Yet in another proposed embodiment of present invention, an outer surface of the lower mirror and an outer surface of the upper mirror, both outer surfaces being external to the adjacently equal volumetry cavities, comprise an anti-reflection coating.

GENERAL DESCRIPTION

The present application describes a tunable optical filter which, in one particular application, is optimized for use in LiDAR systems. The present invention disclosure enables the improvement of prior art performance, in particular with respect to the improvement of the acceptance angle, which is crucial for use in LiDAR systems, and by providing a rectangular aperture which can be matched to detector arrays.
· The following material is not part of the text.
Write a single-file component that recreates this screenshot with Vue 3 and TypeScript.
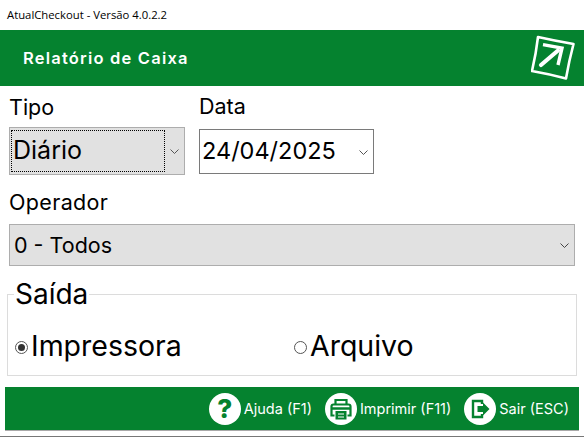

In LiDAR systems and applications, controlling and monitoring operating wavelengths is of crucial importance. In the receiving units (Rx) of the LiDAR systems, it is necessary to filter out all the radiation other than the operating wavelength in order to maximise the signal-to-noise (SNR) ratio. The light emitted by the transmitting unit (Tx) of the LiDAR systems needs to remain in the pass band of the receiving unit (Rx) to ensure that the signal is not blocked by the filters therein enclosed. Thus, the Full Width at Half Maximum (FWHM) of these filters, i.e., the difference between the two values of the independent variable at which the dependent variable is equal to half of its maximum value, must be large enough to accommodate drifts in the emitter wavelength due to temperature fluctuations and production tolerances in both the emitter and the filter. This leads to the FWHM of the filters being very large in comparison to the bandwidth of the laser, and the excess background light which passes through the filter reduced by the SNR and therefore the range of the system.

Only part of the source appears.